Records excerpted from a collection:
+++
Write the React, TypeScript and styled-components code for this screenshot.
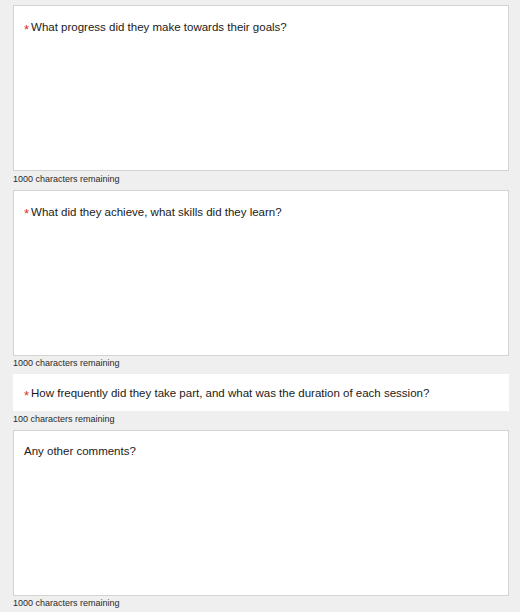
import React, { ReactElement } from 'react';
import styled, { createGlobalStyle } from 'styled-components';

const GlobalStyle = createGlobalStyle`
  html, body {
    margin: 0;
    padding: 0;
    background: #efefef;
  }
  body {
    font-family: "Liberation Sans", Arial, sans-serif;
    color: #222;
  }
`;

const Form = styled.form`
  display: flex;
  flex-direction: column;
  gap: 4.5px;
  padding: 5px 11px 0 13px;
`;

const Field = styled.div`
  display: flex;
  flex-direction: column;
`;

const Box = styled.div<{ $tall: boolean }>`
  box-sizing: border-box;
  width: 496px;
  height: ${({ $tall }) => ($tall ? '166px' : '37px')};
  background: #fff;
  border: ${({ $tall }) => ($tall ? '1px solid #d3d3d3' : 'none')};
  padding: ${({ $tall }) => ($tall ? '13px 10px 0' : '11px 11px 0')};
`;

const Question = styled.label`
  display: flex;
  align-items: baseline;
  font-size: 11.5px;
  line-height: 15px;
  color: #1a1a1a;
`;

const Required = styled.span`
  color: #d8322b;
  font-size: 13px;
  line-height: 15px;
  margin-right: 2px;
  position: relative;
  top: 2.5px;
`;

const Counter = styled.div`
  font-size: 9px;
  line-height: 12.5px;
  padding-top: 1.5px;
  color: #2a2a2a;
`;

const fields = [
  { q: 'What progress did they make towards their goals?', required: true, tall: true, max: 1000 },
  { q: 'What did they achieve, what skills did they learn?', required: true, tall: true, max: 1000 },
  {
    q: 'How frequently did they take part, and what was the duration of each session?',
    required: true,
    tall: false,
    max: 100,
  },
  { q: 'Any other comments?', required: false, tall: true, max: 1000 },
];

export default function App(): ReactElement {
  return (
    <>
      <GlobalStyle />
      <Form>
        {fields.map((f) => (
          <Field key={f.q}>
            <Box $tall={f.tall}>
              <Question>
                {f.required && <Required>*</Required>}
                {f.q}
              </Question>
            </Box>
            <Counter>{f.max} characters remaining</Counter>
          </Field>
        ))}
      </Form>
    </>
  );
}
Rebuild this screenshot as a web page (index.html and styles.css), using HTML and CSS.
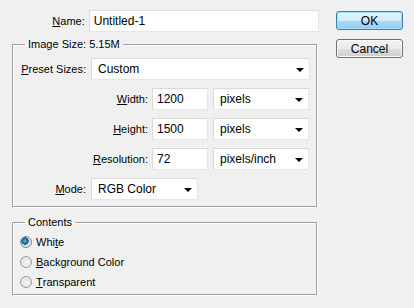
FILE: index.html
```html
<!DOCTYPE html>
<html lang="en">
<head>
    <meta charset="UTF-8">
    <meta name="viewport" content="width=device-width, initial-scale=1.0">
    <title>New</title>
    <link rel="stylesheet" href="styles.css">
</head>
<body>
    <div class="dialog">
        <div class="main">
            <!-- Name -->
            <div class="row name-row">
                <label class="label short"><u>N</u>ame:</label>
                <input type="text" class="field name-field" value="Untitled-1">
            </div>

            <!-- Image Size group -->
            <fieldset class="group size-group">
                <legend>Image Size: 5.15M</legend>

                <div class="row">
                    <label class="label short"><u>P</u>reset Sizes:</label>
                    <div class="select preset-select"><span>Custom</span><span class="arrow"></span></div>
                </div>
                <div class="row">
                    <label class="label long"><u>W</u>idth:</label>
                    <input type="text" class="field num-field" value="1200">
                    <div class="select unit-select"><span>pixels</span><span class="arrow"></span></div>
                </div>
                <div class="row">
                    <label class="label long"><u>H</u>eight:</label>
                    <input type="text" class="field num-field" value="1500">
                    <div class="select unit-select"><span>pixels</span><span class="arrow"></span></div>
                </div>
                <div class="row">
                    <label class="label long"><u>R</u>esolution:</label>
                    <input type="text" class="field num-field" value="72">
                    <div class="select unit-select"><span>pixels/inch</span><span class="arrow"></span></div>
                </div>
                <div class="row">
                    <label class="label short"><u>M</u>ode:</label>
                    <div class="select mode-select"><span>RGB Color</span><span class="arrow"></span></div>
                </div>
            </fieldset>

            <!-- Contents group -->
            <fieldset class="group contents-group">
                <legend>Contents</legend>
                <div class="radio-row"><span class="radio checked"></span>Whi<u>t</u>e</div>
                <div class="radio-row"><span class="radio"></span><u>B</u>ackground Color</div>
                <div class="radio-row"><span class="radio"></span><u>T</u>ransparent</div>
            </fieldset>
        </div>

        <div class="side">
            <button class="btn btn-ok">OK</button>
            <button class="btn btn-cancel">Cancel</button>
        </div>
    </div>
</body>
</html>
```

FILE: styles.css
```css
body {
    margin: 0;
    background-color: #f0f0f0;
    font-family: "Liberation Sans", Arial, sans-serif;
    font-size: 11px;
    color: #000;
}
.dialog {
    display: flex;
    width: 414px;
    height: 308px;
    padding-top: 10px;
    box-sizing: border-box;
}
.main {
    margin-left: 12px;
    width: 307px;
}
.row {
    display: flex;
    align-items: center;
    height: 22px;
}
.row + .row {
    margin-top: 8px;
}
.label {
    text-align: right;
    box-sizing: border-box;
    padding-right: 4px;
}
.name-row .label {
    width: 77px;
}
.group .label.short {
    width: 77px;
}
.group .label.long {
    width: 139px;
}
.field, .select {
    height: 22px;
    box-sizing: border-box;
    background: white;
    border: 1px solid #dadada;
    border-right-color: #e6e6e6;
    border-bottom-color: #e6e6e6;
    font-family: inherit;
    font-size: 12px;
    color: #000;
    padding: 0 4px;
    margin: 0;
    outline: none;
}
.name-field {
    width: 231px;
}
.num-field {
    width: 56px;
    margin-right: 5px;
}
.select {
    display: flex;
    align-items: center;
    justify-content: space-between;
    padding: 0 5px 0 6px;
}
.preset-select {
    width: 219px;
    margin-left: 1px;
}
.unit-select {
    width: 96px;
}
.mode-select {
    width: 107px;
    margin-left: 1px;
}
.arrow {
    width: 0;
    height: 0;
    border-left: 4px solid transparent;
    border-right: 4px solid transparent;
    border-top: 4px solid #000;
    margin-top: 1px;
}
.group {
    width: 305px;
    box-sizing: border-box;
    margin: 0;
    padding: 7px 0 6px 0;
    border: 1px solid #a0a0a0;
    box-shadow: 1px 1px 0 #fff, inset 1px 1px 0 #fff;
    min-inline-size: 0;
}
.group legend {
    margin-left: 12px;
    padding: 0 3px;
    line-height: 13px;
}
.size-group {
    margin-top: 6px;
}
.contents-group {
    margin-top: 9px;
    padding: 3px 0 2px 0;
}
.radio-row {
    display: flex;
    align-items: center;
    height: 20px;
    padding-left: 7px;
}
.radio {
    width: 12px;
    height: 12px;
    box-sizing: border-box;
    border-radius: 50%;
    border: 1px solid #9c9c9c;
    background: radial-gradient(circle at 60% 60%, #f4f4f4 0%, #dcdcdc 100%);
    margin-right: 4px;
    position: relative;
}
.radio.checked {
    border-color: #7a8ea0;
    background: radial-gradient(circle at 40% 40%, #5fb2e0 0, #1e6f9f 2.5px, #1c5a80 3.5px, #e8e8e8 4px, #d8d8d8 100%);
}
.side {
    display: flex;
    flex-direction: column;
    margin-left: 17px;
    margin-top: 1px;
}
.btn {
    width: 67px;
    height: 19px;
    box-sizing: border-box;
    border-radius: 3px;
    font-family: inherit;
    font-size: 12px;
    color: #000;
    padding: 0;
    line-height: 16px;
}
.btn-ok {
    border: 1px solid #3c7fb1;
    background: linear-gradient(#e5f5fd 0%, #d0ecfa 50%, #a9dbf6 51%, #93cfee 100%);
    box-shadow: inset 0 0 0 1px #9ee0fc;
}
.btn-cancel {
    margin-top: 9px;
    border: 1px solid #707070;
    background: linear-gradient(#f2f2f2 0%, #ebebeb 50%, #dddddd 51%, #cfcfcf 100%);
    box-shadow: inset 0 0 0 1px #fbfbfb;
}
```
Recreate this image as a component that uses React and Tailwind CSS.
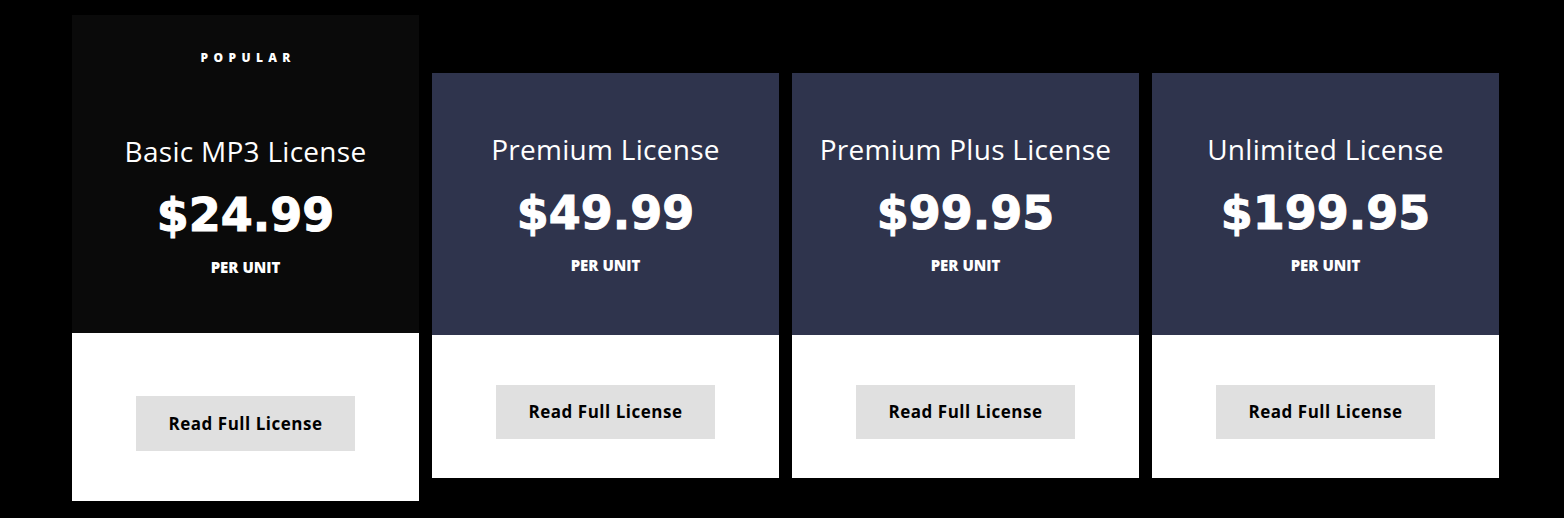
const plans = [
  { name: "Basic MP3 License", price: "$24.99", popular: true },
  { name: "Premium License", price: "$49.99" },
  { name: "Premium Plus License", price: "$99.95" },
  { name: "Unlimited License", price: "$199.95" },
];

const PlanCard = ({ plan }) => {
  const popular = plan.popular;

  return (
    <div className={`w-[347px] flex flex-col ${popular ? "" : "mt-[58px]"}`}>
      <div
        className={`flex flex-col items-center text-white ${
          popular ? "bg-[#0a0a0a] h-[318px] pt-[37px]" : "bg-[#2f344d] h-[262px] pt-[62px]"
        }`}
      >
        {popular && (
          <div className="text-[12px] leading-none font-extrabold tracking-[0.45em] pl-[0.45em] mb-[73px]">
            POPULAR
          </div>
        )}
        <h3 className="text-[28px] leading-none font-normal tracking-[0.01em]">{plan.name}</h3>
        <div className="font-['DejaVu_Sans',sans-serif] text-[46px] leading-none font-bold mt-[27px] [-webkit-text-stroke:1px_#fff]">
          {plan.price}
        </div>
        <div className="text-[15px] leading-none font-extrabold mt-[22px]">
          PER UNIT
        </div>
      </div>
      <div
        className={`bg-white flex justify-center ${
          popular ? "pt-[63px] pb-[50px]" : "pt-[50px] pb-[39px]"
        }`}
      >
        <button
          className={`w-[219px] bg-[#e0e0e0] text-black text-[17px] font-bold tracking-[0.03em] ${
            popular ? "h-[55px]" : "h-[54px]"
          }`}
        >
          Read Full License
        </button>
      </div>
    </div>
  );
};

export default function App() {
  return (
    <div
      className="w-[1564px] h-[518px] bg-black flex items-start gap-[13px] pl-[72px] pt-[15px]"
      style={{ fontFamily: '"Open Sans", "Liberation Sans", sans-serif' }}
    >
      {plans.map((plan) => (
        <PlanCard key={plan.name} plan={plan} />
      ))}
    </div>
  );
}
+++
TASK DIRECTIONS> From the records above, extract the lines from the one holding "Recreate this image" through the one holding "const popular = plan.popular;", word for word; omit the pictures.

RESULT OF THE EXERCISE>
Recreate this image as a component that uses React and Tailwind CSS.
const plans = [
  { name: "Basic MP3 License", price: "$24.99", popular: true },
  { name: "Premium License", price: "$49.99" },
  { name: "Premium Plus License", price: "$99.95" },
  { name: "Unlimited License", price: "$199.95" },
];

const PlanCard = ({ plan }) => {
  const popular = plan.popular;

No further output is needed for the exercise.